## TASK INSTRUCTIONS
Copy the data precisely, keeping every character.

## DATA BLOCK
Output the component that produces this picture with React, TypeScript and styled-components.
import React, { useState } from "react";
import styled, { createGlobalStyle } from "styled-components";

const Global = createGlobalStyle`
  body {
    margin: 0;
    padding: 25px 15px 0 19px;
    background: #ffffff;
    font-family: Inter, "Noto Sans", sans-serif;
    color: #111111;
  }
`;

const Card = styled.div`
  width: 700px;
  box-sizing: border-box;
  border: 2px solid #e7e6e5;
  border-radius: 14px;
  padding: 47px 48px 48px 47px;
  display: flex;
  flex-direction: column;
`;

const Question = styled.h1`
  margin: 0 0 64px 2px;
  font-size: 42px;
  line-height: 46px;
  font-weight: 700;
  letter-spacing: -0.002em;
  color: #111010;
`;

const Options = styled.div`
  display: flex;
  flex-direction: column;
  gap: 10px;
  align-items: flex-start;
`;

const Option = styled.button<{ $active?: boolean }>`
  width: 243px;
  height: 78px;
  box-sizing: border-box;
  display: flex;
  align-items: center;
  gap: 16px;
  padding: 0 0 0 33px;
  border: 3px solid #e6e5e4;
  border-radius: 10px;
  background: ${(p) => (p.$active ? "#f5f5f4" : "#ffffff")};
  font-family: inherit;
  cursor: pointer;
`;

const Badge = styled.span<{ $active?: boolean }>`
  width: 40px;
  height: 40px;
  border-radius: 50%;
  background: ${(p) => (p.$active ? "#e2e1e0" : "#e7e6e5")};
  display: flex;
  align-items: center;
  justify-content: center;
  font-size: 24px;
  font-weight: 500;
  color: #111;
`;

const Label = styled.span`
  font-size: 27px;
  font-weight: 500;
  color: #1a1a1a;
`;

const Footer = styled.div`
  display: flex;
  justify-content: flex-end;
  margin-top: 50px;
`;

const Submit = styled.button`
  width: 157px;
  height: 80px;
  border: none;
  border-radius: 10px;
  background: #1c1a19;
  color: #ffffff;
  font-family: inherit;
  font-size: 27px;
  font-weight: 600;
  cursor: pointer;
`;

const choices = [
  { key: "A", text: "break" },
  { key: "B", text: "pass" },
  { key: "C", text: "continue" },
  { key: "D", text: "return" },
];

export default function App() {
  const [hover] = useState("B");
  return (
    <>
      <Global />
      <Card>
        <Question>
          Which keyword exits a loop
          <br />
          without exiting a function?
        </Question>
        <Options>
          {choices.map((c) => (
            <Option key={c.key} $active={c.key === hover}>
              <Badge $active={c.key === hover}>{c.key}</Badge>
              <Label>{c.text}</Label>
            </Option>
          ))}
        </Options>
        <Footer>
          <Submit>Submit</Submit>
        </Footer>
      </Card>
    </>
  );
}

## REPLY TO THE EXERCISE
Output the component that produces this picture with React, TypeScript and styled-components.
import React, { useState } from "react";
import styled, { createGlobalStyle } from "styled-components";

const Global = createGlobalStyle`
  body {
    margin: 0;
    padding: 25px 15px 0 19px;
    background: #ffffff;
    font-family: Inter, "Noto Sans", sans-serif;
    color: #111111;
  }
`;

const Card = styled.div`
  width: 700px;
  box-sizing: border-box;
  border: 2px solid #e7e6e5;
  border-radius: 14px;
  padding: 47px 48px 48px 47px;
  display: flex;
  flex-direction: column;
`;

const Question = styled.h1`
  margin: 0 0 64px 2px;
  font-size: 42px;
  line-height: 46px;
  font-weight: 700;
  letter-spacing: -0.002em;
  color: #111010;
`;

const Options = styled.div`
  display: flex;
  flex-direction: column;
  gap: 10px;
  align-items: flex-start;
`;

const Option = styled.button<{ $active?: boolean }>`
  width: 243px;
  height: 78px;
  box-sizing: border-box;
  display: flex;
  align-items: center;
  gap: 16px;
  padding: 0 0 0 33px;
  border: 3px solid #e6e5e4;
  border-radius: 10px;
  background: ${(p) => (p.$active ? "#f5f5f4" : "#ffffff")};
  font-family: inherit;
  cursor: pointer;
`;

const Badge = styled.span<{ $active?: boolean }>`
  width: 40px;
  height: 40px;
  border-radius: 50%;
  background: ${(p) => (p.$active ? "#e2e1e0" : "#e7e6e5")};
  display: flex;
  align-items: center;
  justify-content: center;
  font-size: 24px;
  font-weight: 500;
  color: #111;
`;

const Label = styled.span`
  font-size: 27px;
  font-weight: 500;
  color: #1a1a1a;
`;

const Footer = styled.div`
  display: flex;
  justify-content: flex-end;
  margin-top: 50px;
`;

const Submit = styled.button`
  width: 157px;
  height: 80px;
  border: none;
  border-radius: 10px;
  background: #1c1a19;
  color: #ffffff;
  font-family: inherit;
  font-size: 27px;
  font-weight: 600;
  cursor: pointer;
`;

const choices = [
  { key: "A", text: "break" },
  { key: "B", text: "pass" },
  { key: "C", text: "continue" },
  { key: "D", text: "return" },
];

export default function App() {
  const [hover] = useState("B");
  return (
    <>
      <Global />
      <Card>
        <Question>
          Which keyword exits a loop
          <br />
          without exiting a function?
        </Question>
        <Options>
          {choices.map((c) => (
            <Option key={c.key} $active={c.key === hover}>
              <Badge $active={c.key === hover}>{c.key}</Badge>
              <Label>{c.text}</Label>
            </Option>
          ))}
        </Options>
        <Footer>
          <Submit>Submit</Submit>
        </Footer>
      </Card>
    </>
  );
}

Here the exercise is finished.